Creating a "125kHz test pattern"
I am troubleshooting a TRS-80 floppy drive controller and the test procedure calls for me to:

Quote:Insert a diskette that [h]as a 125kHz (2F) pattern on track 00 into the Disk Drive and close the door. NOTE: The Dysan 224/2A Analog Alignment Diskette has a 125kHz pattern on track 00. The program will turn On Drive 1, set the head to track 00, continuously read the track and display the number that is read, which should be 255.

I found the recent thread on Alignment floppies in general and understand that I wouldn't be able to recreate such a floppy in full, but I'm wondering if I can specifically write just the specific test pattern this calls for.

Since it seems to just be a constantly repeated pattern, I thought maybe I could just write all the same byte to a raw 360KB file disk image and then convert that to a floppy with SCP. But I'm a little confused as to what byte that would be — it calls it a "125kHz (2F) pattern" but the value expected to be read out is FFh rather than 2Fh.
That is either the FM or MFM pattern, not the flux data.

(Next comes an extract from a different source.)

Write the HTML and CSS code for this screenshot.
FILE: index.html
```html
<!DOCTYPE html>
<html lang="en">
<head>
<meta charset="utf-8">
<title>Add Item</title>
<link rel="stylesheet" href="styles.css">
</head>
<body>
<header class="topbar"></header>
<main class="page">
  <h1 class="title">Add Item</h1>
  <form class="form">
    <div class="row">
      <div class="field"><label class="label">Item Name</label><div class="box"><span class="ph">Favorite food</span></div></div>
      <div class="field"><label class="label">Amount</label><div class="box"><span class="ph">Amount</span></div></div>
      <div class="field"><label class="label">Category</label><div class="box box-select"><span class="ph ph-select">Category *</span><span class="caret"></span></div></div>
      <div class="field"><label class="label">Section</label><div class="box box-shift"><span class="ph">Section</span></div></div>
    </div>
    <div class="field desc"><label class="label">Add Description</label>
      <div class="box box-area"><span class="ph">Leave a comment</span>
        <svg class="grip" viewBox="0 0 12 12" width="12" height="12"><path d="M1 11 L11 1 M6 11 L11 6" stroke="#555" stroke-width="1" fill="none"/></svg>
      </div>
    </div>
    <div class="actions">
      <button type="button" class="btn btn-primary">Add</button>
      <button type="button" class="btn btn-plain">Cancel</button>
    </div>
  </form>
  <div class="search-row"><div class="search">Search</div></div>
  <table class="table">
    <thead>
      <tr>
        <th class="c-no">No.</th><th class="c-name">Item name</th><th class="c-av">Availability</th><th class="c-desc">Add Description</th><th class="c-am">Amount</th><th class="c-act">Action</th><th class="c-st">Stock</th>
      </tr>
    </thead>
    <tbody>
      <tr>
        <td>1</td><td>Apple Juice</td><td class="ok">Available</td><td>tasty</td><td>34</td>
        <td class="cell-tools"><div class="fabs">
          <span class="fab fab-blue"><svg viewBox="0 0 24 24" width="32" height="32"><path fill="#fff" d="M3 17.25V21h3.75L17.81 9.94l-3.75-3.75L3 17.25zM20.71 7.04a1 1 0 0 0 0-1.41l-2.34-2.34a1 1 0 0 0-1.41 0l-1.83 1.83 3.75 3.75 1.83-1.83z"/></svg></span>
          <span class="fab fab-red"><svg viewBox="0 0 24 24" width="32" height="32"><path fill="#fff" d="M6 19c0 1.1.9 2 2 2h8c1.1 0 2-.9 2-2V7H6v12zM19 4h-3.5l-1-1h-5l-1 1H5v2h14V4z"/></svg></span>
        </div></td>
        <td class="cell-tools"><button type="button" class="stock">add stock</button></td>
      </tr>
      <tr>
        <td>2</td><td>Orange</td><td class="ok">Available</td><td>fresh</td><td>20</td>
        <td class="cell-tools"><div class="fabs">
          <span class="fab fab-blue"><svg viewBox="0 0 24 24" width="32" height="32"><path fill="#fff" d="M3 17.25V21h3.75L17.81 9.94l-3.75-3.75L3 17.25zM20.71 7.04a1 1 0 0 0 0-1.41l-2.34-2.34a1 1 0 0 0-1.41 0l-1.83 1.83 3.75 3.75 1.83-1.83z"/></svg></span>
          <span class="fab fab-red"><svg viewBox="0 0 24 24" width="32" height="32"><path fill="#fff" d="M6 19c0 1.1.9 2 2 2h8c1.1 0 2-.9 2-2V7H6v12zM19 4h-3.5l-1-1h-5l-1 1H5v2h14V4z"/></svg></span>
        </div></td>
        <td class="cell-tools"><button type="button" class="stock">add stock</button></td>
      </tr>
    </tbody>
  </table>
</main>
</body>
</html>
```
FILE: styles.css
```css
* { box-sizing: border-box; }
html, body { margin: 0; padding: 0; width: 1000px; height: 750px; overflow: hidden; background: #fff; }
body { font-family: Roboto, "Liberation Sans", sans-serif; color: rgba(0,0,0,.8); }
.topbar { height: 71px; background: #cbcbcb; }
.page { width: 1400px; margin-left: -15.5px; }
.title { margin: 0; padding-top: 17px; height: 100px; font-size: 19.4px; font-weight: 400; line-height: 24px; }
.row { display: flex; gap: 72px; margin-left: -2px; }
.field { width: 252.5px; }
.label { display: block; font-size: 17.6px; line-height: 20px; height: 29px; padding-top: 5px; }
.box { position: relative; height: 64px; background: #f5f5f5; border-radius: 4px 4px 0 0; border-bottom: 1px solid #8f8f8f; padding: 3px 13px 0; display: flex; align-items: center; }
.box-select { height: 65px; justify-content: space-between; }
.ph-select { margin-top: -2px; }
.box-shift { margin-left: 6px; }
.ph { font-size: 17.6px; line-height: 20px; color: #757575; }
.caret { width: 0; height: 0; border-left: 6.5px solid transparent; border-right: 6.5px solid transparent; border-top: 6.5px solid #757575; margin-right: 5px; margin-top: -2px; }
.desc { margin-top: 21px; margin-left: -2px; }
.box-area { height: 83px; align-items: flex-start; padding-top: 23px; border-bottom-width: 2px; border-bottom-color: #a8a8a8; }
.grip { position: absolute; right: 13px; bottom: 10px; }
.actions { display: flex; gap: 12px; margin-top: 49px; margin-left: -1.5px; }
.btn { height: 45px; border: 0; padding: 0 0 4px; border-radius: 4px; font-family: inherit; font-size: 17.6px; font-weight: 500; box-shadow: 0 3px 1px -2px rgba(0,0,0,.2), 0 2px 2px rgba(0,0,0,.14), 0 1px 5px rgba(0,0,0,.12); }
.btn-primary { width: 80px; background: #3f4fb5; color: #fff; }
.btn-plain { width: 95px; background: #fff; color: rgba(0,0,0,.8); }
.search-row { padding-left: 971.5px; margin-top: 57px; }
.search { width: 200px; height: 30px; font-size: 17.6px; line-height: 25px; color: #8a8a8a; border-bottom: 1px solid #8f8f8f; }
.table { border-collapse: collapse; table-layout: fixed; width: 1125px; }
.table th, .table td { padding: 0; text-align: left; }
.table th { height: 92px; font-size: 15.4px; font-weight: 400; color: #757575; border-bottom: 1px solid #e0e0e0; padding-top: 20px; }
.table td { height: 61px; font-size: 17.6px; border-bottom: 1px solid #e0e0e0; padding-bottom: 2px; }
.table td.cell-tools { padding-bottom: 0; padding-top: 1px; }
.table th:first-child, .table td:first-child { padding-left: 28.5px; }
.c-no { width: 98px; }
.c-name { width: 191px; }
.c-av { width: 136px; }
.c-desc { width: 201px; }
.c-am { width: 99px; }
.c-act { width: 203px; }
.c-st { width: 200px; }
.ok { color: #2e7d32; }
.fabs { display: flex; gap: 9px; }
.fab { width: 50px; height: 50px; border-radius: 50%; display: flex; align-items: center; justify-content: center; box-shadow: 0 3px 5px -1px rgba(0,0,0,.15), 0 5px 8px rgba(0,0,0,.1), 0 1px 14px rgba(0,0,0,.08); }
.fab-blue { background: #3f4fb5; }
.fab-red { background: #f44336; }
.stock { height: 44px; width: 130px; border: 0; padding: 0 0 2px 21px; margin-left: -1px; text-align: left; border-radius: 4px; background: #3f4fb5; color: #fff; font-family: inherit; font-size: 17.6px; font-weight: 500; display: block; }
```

If this track is just a simple test pattern on track 0, then it could be duplicated with the SCP hardware Dysan and other alignment disks have other tracks there are elliptical as well as tightly grouped (higher TPI) in sections that can not be duplicated with a standard floppy drive.
Sorry, to be clear I do *not* own any alignment disk, so I am starting from scratch (nothing I can duplicate myself unless someone can share flux files from theirs).

If I fill in a track using the Analyzer/Editor tool with all FF bytes and write as FM [which based on the commands run during the test procedure I think is what's expected, i.e. the controller is told to read a track while in single density mode] the resulting flux that it writes will end up similar to a 125kHz signal? Why does the guide call it a "2F" pattern?
You would need to fill using flux mode. I am not sure what a 125KHz signal is suppose to mean. That typically would be a 8us pulse. If that is correct, you could try filling with 0140. That is 8000ns (8us) of time for the SuperCard Pro.